Tuesday 31 March 2009

Brighton Art and Design Guide - LAST

Last Footwear
Art and Design Map


Alex Herdman first opened Last Footwear in Kemp Town Village in the summer of 2004 in the workshop space where she had done her shoemaking apprenticeship. In 2005 Last moved to it's present position in Pool Valley in 2008. Last launched an online shop www.lastfootwear.com



Alex did an art foundation course at Bucks University and was undecided whether to pursue a career in 3D design or Fashion. When she moved to Brighton she came across a small handmade shoe shop and was lucky enough to be offered an apprenticeship she stayed on after the apprenticeship and opened Last


"It seemed a natural progression to stay in Brighton - I enjoy the friendliness and abundance of creative talent in the city"

This beautiful shop is based in Pool Valley just off the sea end of East Street in Brighton's Lanes, next door to the lovely and legendary Mock Turtle Tea Shop.

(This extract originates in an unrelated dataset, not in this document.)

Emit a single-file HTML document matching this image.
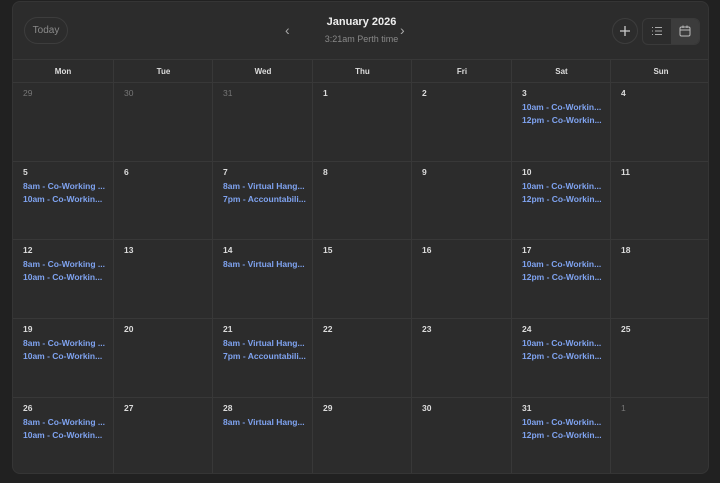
<!DOCTYPE html>
<html><head><style>
body{margin:0;width:720px;height:483px;background:#212121;font-family:"Liberation Sans",sans-serif;overflow:hidden;position:relative}
.panel{position:absolute;left:12px;top:1px;width:697px;height:473px;background:#2c2c2c;border-radius:8px;border:1px solid #353535;box-sizing:border-box;overflow:hidden}
.today{position:absolute;left:11px;top:15px;width:42px;height:25px;border:1px solid #3d3d3d;border-radius:14px;color:#8a8a8a;font-size:10px;line-height:25px;text-align:center}
.title{position:absolute;left:0;width:697px;text-align:center;top:14px;color:#eee;font-weight:bold;font-size:11px}
.sub{position:absolute;left:0;width:697px;text-align:center;top:32px;color:#888;font-size:9px}
.arr{position:absolute;top:20px;color:#aaa;font-size:14px}
.plus{position:absolute;left:599px;top:16px;width:24px;height:24px;border:1px solid #3d3d3d;border-radius:50%}
.seg{position:absolute;left:629px;top:16px;width:56px;height:25px;border:1px solid #3a3a3a;border-radius:6px;overflow:hidden}
.seg .on{position:absolute;right:0;top:0;width:28px;height:25px;background:#3c3c3c}
.hd{position:absolute;top:57px;height:23px;color:#ddd;font-weight:bold;font-size:8px;line-height:23px;text-align:center;border-top:1px solid #383838}
.cell{position:absolute;border-left:1px solid #383838;border-top:1px solid #383838;box-sizing:border-box}
.n{position:absolute;left:10px;top:5px;color:#ddd;font-size:8.5px;font-weight:bold}
.n.o{color:#777;font-weight:normal}
.e{position:absolute;left:10px;color:#7fa3f0;font-size:8.5px;font-weight:bold;white-space:nowrap}
</style></head><body>
<div class="panel" id="p">
<div class="today">Today</div>
<div class="title">January 2026</div>
<div class="sub">3:21am Perth time</div>
<div class="arr" style="left:272px">‹</div>
<div class="arr" style="left:387px">›</div>
<div class="plus"><svg width="24" height="24"><path d="M12 7v10M7 12h10" stroke="#ccc" stroke-width="1.3"/></svg></div>
<div class="seg"><div class="on"></div>
<svg style="position:absolute;left:8px;top:6px" width="12" height="12"><g stroke="#aaa" stroke-width="1"><path d="M1 2.5h1M4 2.5h7M1 6h1M4 6h7M1 9.5h1M4 9.5h7"/></g></svg>
<svg style="position:absolute;left:36px;top:6px" width="12" height="12"><g stroke="#bbb" stroke-width="1" fill="none"><rect x="1" y="2" width="10" height="9" rx="1.5"/><path d="M1 5h10M4 0.5v2.5M8 0.5v2.5"/></g></svg>
</div>
</div>
<script>
const p=document.getElementById('p');
const xs=[0,100,199,299,398,498,597,697];
const ys=[80,159,237,316,395,473];
['Mon','Tue','Wed','Thu','Fri','Sat','Sun'].forEach((d,i)=>{p.innerHTML+=`<div class="hd" style="left:${xs[i]}px;width:${xs[i+1]-xs[i]}px;${i?'border-left:1px solid #383838;':''}">${d}</div>`});
const nums=[[29,30,31,1,2,3,4],[5,6,7,8,9,10,11],[12,13,14,15,16,17,18],[19,20,21,22,23,24,25],[26,27,28,29,30,31,1]];
const A='8am - Co-Working ...',B='10am - Co-Workin...',C='12pm - Co-Workin...',V='8am - Virtual Hang...',Ac='7pm - Accountabili...';
const ev={'0,5':[B,C],'1,0':[A,B],'1,2':[V,Ac],'1,5':[B,C],'2,0':[A,B],'2,2':[V],'2,5':[B,C],'3,0':[A,B],'3,2':[V,Ac],'3,5':[B,C],'4,0':[A,B],'4,2':[V],'4,5':[B,C]};
for(let r=0;r<5;r++)for(let c=0;c<7;c++){const o=(r==0&&c<3)||(r==4&&c==6);let h=`<div class="cell" style="left:${xs[c]-(c?0:1)}px;top:${ys[r]}px;width:${xs[c+1]-xs[c]+1}px;height:${ys[r+1]-ys[r]+1}px"><div class="n${o?' o':''}">${nums[r][c]}</div>`;(ev[r+','+c]||[]).forEach((t,k)=>h+=`<div class="e" style="top:${19+k*13}px">${t}</div>`);p.innerHTML+=h+'</div>'}
</script>
</body></html>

Last specialises in shoes, accessories and hosiery, mostly hand made and with a definite emphasis on quality and interesting design.


Alex takes some of her inspiration from gallery shops "I have always loved going to galleries and museums and I suppose I took a lot of inspiration from gallery shops, I like the feeling that you are walking away with not just a shoe but a little artwork. I try and make the shop as welcoming as possible and do not want to be elitist, I try and have products that suit even the smallest pocket. I also really enjoy makers and designers bringing in their creations to sell in the shop and have found lots of my suppliers this way."
Alex says that in the main the shop attracts people who work in the creative industries and students.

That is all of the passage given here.